Final Thoughts On Paragraph Sentence Counts
So, how many sentences do you need to make a paragraph? In practice, you need as many sentences as it takes to present one clear idea, support it with enough detail for your reader, and connect it smoothly to the rest of your writing. For many school and college tasks, that usually falls somewhere between three and eight sentences, but the real measure lies in clarity and development, not a number on a checklist.

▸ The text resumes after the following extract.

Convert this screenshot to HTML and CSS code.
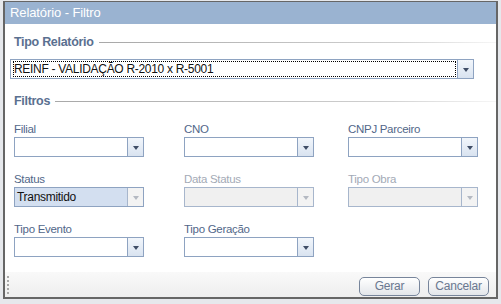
FILE: index.html
```html
<!DOCTYPE html>
<html lang="pt-BR">
<head>
  <meta charset="UTF-8" />
  <title>Relatório - Filtro</title>
  <link rel="stylesheet" href="styles.css">
</head>
<body>

<div class="window">
  <div class="titlebar">Relatório - Filtro</div>

  <div class="content">
    <div class="legend"><span>Tipo Relatório</span><i class="rule"></i></div>

    <div class="combo wide">
      <div class="combo-text"><span class="focus">REINF - VALIDAÇÃO R-2010 x R-5001</span></div>
      <div class="combo-btn"><i class="arrow"></i></div>
    </div>

    <div class="legend filtros"><span>Filtros</span><i class="rule"></i></div>

    <div class="fields">
      <div class="field">
        <label>Filial</label>
        <div class="combo"><div class="combo-text"></div><div class="combo-btn"><i class="arrow"></i></div></div>
      </div>
      <div class="field">
        <label>CNO</label>
        <div class="combo"><div class="combo-text"></div><div class="combo-btn"><i class="arrow"></i></div></div>
      </div>
      <div class="field">
        <label>CNPJ Parceiro</label>
        <div class="combo"><div class="combo-text"></div><div class="combo-btn"><i class="arrow"></i></div></div>
      </div>

      <div class="field">
        <label>Status</label>
        <div class="combo selected"><div class="combo-text">Transmitido</div><div class="combo-btn"><i class="arrow"></i></div></div>
      </div>
      <div class="field disabled">
        <label>Data Status</label>
        <div class="combo"><div class="combo-text"></div><div class="combo-btn"><i class="arrow"></i></div></div>
      </div>
      <div class="field disabled">
        <label>Tipo Obra</label>
        <div class="combo"><div class="combo-text"></div><div class="combo-btn"><i class="arrow"></i></div></div>
      </div>

      <div class="field">
        <label>Tipo Evento</label>
        <div class="combo"><div class="combo-text"></div><div class="combo-btn"><i class="arrow"></i></div></div>
      </div>
      <div class="field">
        <label>Tipo Geração</label>
        <div class="combo"><div class="combo-text"></div><div class="combo-btn"><i class="arrow"></i></div></div>
      </div>
    </div>
  </div>

  <div class="footer">
    <div class="grip"></div>
    <div class="buttons">
      <button>Gerar</button>
      <button>Cancelar</button>
    </div>
  </div>
</div>

</body>
</html>
```

FILE: styles.css
```css
* {
  box-sizing: border-box;
}

body {
  margin: 0;
  font-family: 'Liberation Sans', Arial, sans-serif;
  font-size: 11.5px;
  letter-spacing: -0.3px;
  background: #e6e8ec;
  height: 304px;
  overflow: hidden;
}

.window {
  margin: 1px 0 0 3px;
  width: 495px;
  height: 298px;
  border: 2px solid #666;
  border-top-width: 1px;
  background: #fff;
  display: flex;
  flex-direction: column;
}

.titlebar {
  height: 22px;
  line-height: 22px;
  padding-left: 5px;
  background: #9ab3d1;
  color: #fff;
  font-size: 13px;
  letter-spacing: -0.1px;
}

.content {
  flex: 1;
  padding: 10px 0 0 5px;
}

/* fieldset legends */
.legend {
  display: flex;
  align-items: center;
  height: 16px;
  padding-left: 4px;
  color: #5a7090;
  font-size: 12.5px;
  font-weight: bold;
  letter-spacing: -0.3px;
}

.legend .rule {
  flex: 1;
  height: 1px;
  margin-left: 5px;
  background: linear-gradient(to right, #a8a8a8, #d0d0d0 75%, #f6f6f6);
}

.legend.filtros {
  margin-top: 14px;
}

/* combos */
.combo {
  display: flex;
  width: 130px;
  height: 20px;
  border: 1px solid #8ea3c1;
  background: #fff;
}

.combo.wide {
  width: 464px;
  margin-top: 9px;
}

.combo-text {
  flex: 1;
  padding: 1px 2px;
  line-height: 16px;
  color: #111;
  font-size: 12px;
  white-space: nowrap;
  overflow: hidden;
}

.combo .focus {
  display: block;
  width: 443px;
  height: 16px;
  padding-left: 1px;
  outline: 1px dotted #000;
  outline-offset: -1px;
}

.combo-btn {
  width: 16px;
  border-left: 1px solid #8ea3c1;
  background: linear-gradient(#f2f6fb, #d9e3f0);
  display: flex;
  align-items: center;
  justify-content: center;
}

.arrow {
  width: 0;
  height: 0;
  margin-top: 1px;
  border-left: 3.5px solid transparent;
  border-right: 3.5px solid transparent;
  border-top: 4px solid #3f4d66;
}

.combo.selected {
  background: #d3dff0;
}

.combo.selected .arrow,
.disabled .arrow {
  border-top-color: #b4b9c2;
}

.combo.selected .combo-btn,
.disabled .combo-btn {
  background: #f3f3f3;
  border-left-color: #a7b6cc;
}

.disabled .combo {
  background: #f0f0f0;
  border-color: #a7b6cc;
}

/* field grid */
.fields {
  display: grid;
  grid-template-columns: 170px 164px 130px;
  row-gap: 15px;
  margin-top: 13px;
  padding-left: 4px;
}

.field label {
  display: block;
  height: 15px;
  line-height: 14px;
  color: #526789;
}

.field.disabled label {
  color: #a3aab6;
}

/* footer */
.footer {
  height: 25px;
  display: flex;
  align-items: center;
  justify-content: space-between;
  padding: 0 7px 0 2px;
  background: linear-gradient(#f9f9f9, #eeeeee);
}

.grip {
  width: 2px;
  height: 18px;
  background: repeating-linear-gradient(#a8a8a8 0 2px, transparent 2px 4px);
}

.buttons {
  display: flex;
  gap: 8px;
  padding-top: 3px;
}

.buttons button {
  width: 61px;
  height: 19px;
  padding: 0;
  border: 1px solid #77859b;
  border-radius: 5px;
  background: linear-gradient(#ffffff, #e3e6ea);
  color: #6a7890;
  font-family: 'Liberation Sans', Arial, sans-serif;
  font-size: 12px;
  letter-spacing: -0.2px;
}
```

Use sentence count rules as training wheels rather than permanent limits. Pay attention to assignment guidelines, look at models from your course or field, and read your work aloud to test how each paragraph feels. Over time, you’ll develop a sense of when a paragraph is ready: the point is clear, the support feels solid, and the last line gives your reader a natural place to pause before moving on to the next idea.